The body yearns to live, but the only living which bequeaths life is carnal. Toller knows this, and has known it—he made with his wife a child. What his despair cannot admit is that the future needs only touch.


Toller and Michael are white, cisgender, heterosexual men. Neither are materially poor.

Before killing himself, Michael admired José Cláudio Ribeiro da Silva and his wife Maria do Espírito Santo, Brazilians who were murdered for protecting their home state. Michael also admired Dorothy Stang, a Brazilian nun who was murdered for helping peasants protect themselves against loggers and ranchers. After Michael’s suicide, Toller sews a picture of José and Maria into the suicide vest, over the heart.

Neither Toller nor Michael needed to even risk death in order to do good work, yet both kill themselves. José, Maria, and Dorothy did not kill themselves; they did not seek martyrdom. Instead, they struggled to live in order to do good works. They risked murder in their quest for more and better life.

What would happen if white men, in response to despair, chose instead to follow the example of oppressed peoples?


Before his death, Toller speaks with Jeffers, the megachurch’s leader. The leader encourages Toller to spend time in the new church, to get out of the old church, which is a joke to the kids. Toller reminds us that the children call his church “the souvenir shop.” Like the industrialist praising an apple pie for being “organic and local,” it seems to Toller that everyone else lives according to values divorced from their consequences. The old church—the church demanding sacrifice for the sake of charity—has become a home only for itinerants and tourists. It survives only by its status as an artifact. Hypocrisy. Cowardice. Sterility.

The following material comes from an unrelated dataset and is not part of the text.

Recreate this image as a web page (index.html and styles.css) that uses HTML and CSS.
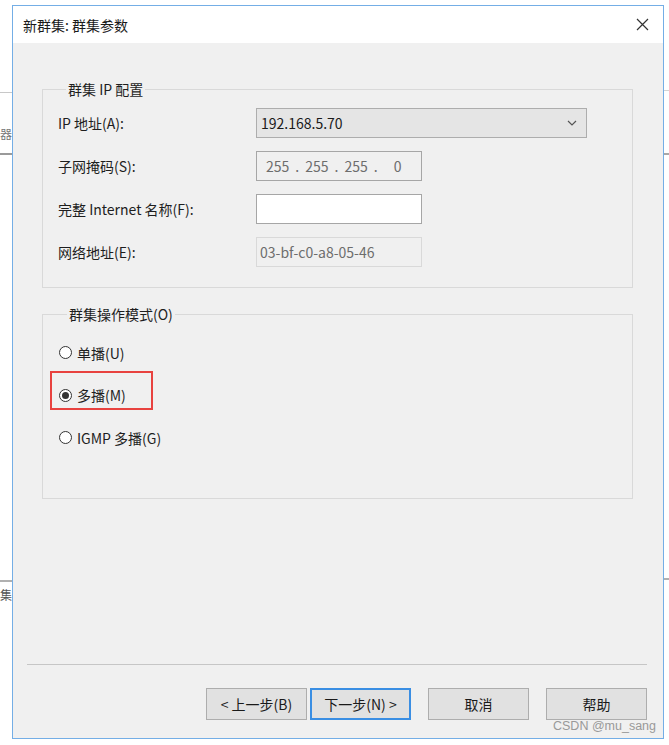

We do not hear the last words Toller writes. His war, a relic of the fascism so frequent in history, returns. When he dons the suicide vest, he cuts us off from his struggles, having found “a new form of prayer.” It is at that point—not when he finally kills himself—that Toller disappears.


The film is narrower than others because its vision is hemmed in by certainty. The film is less colorful than others because its people believe only the binary of abundance or sterility. The film is more geometrical than others because our relentless series of lethal todays is logical. The film is quieter than others because its violence erases quietism.

The opening shot is a blackness into which light is slowly leeched, revealing from the perspective of a child Toller’s church. We see how its white face chips. We see its hardness angling into a blank sky. We see a rusted plaque purporting the building’s history. We are made to gaze so uncharitably before we see the person who mends and ministers to this house of God.

The edifice is thankless. It is all we look up to. Could it be otherwise that its dependents destroy themselves?


The film’s first phenomena are wind rustling trees and singing birds.

Today, it is doubt that grounds hope (a relation spoken by many Christians in dark nights). Not a doubt in our scientific accounts, but a doubt towards the story of our end, a tale so serviceable for fatalism and apathy. Every act of preservation strengthens the doubt we may hold as a vigil for all yet to come.